4: Neil argues that cost and staff cuts have created a vaccuum in the last decade in which "fake news" proliferates. Unlike the hoax, these pieces are video press releases and news releases produced by non-news outfits with the intention of promoting a product or company. Like hoaxes they appropriate the guise of journalism, which is increasingly effective in selling products and political messages. Neil argues that the news industry is guilty of conflating the business and news sectors of their operation - a convergence that is traditionally abhorred since the interests of these departments are often in conflict. Although the paper's desire to turn a profit is an old issue, Neil sees the rise of advertorials as evidence that in contemporary media business concerns have trumped journalistic values more than ever.
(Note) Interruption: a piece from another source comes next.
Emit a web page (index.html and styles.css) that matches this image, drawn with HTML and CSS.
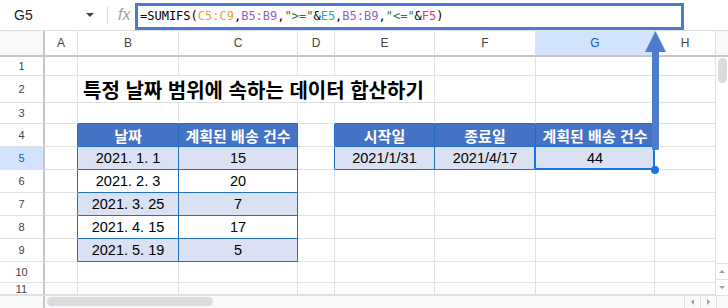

Furthermore, the conflation of news and advertisements is congruent with a division between the newsroom and the public, since the industry is serving the interests of its advertisers and not its consumers.

Neil supports the notion that New Media provides methods and tools for connecting the dissemination of information with the public, yet sees the practical application as problematic since the blog has a narrow audience and as he argues excludes the poor, less educated, and less technically equipped. Futhermore, he argues that the blogosphere contains more rhetoric, complaining, provocation, and rumor than meaningful information and has eroded a trustworthy landscape for journalistic news and reporting. While the use of these blogs are on the rise, he argues that the challenge for traditional news media to survive inthe New Media age is monumental. Current tactics for revenue discourage readers, as does the loss of non-tangibility, and invasive requests for personal information. Professional, dedicated, effective journalism is losing an outlet.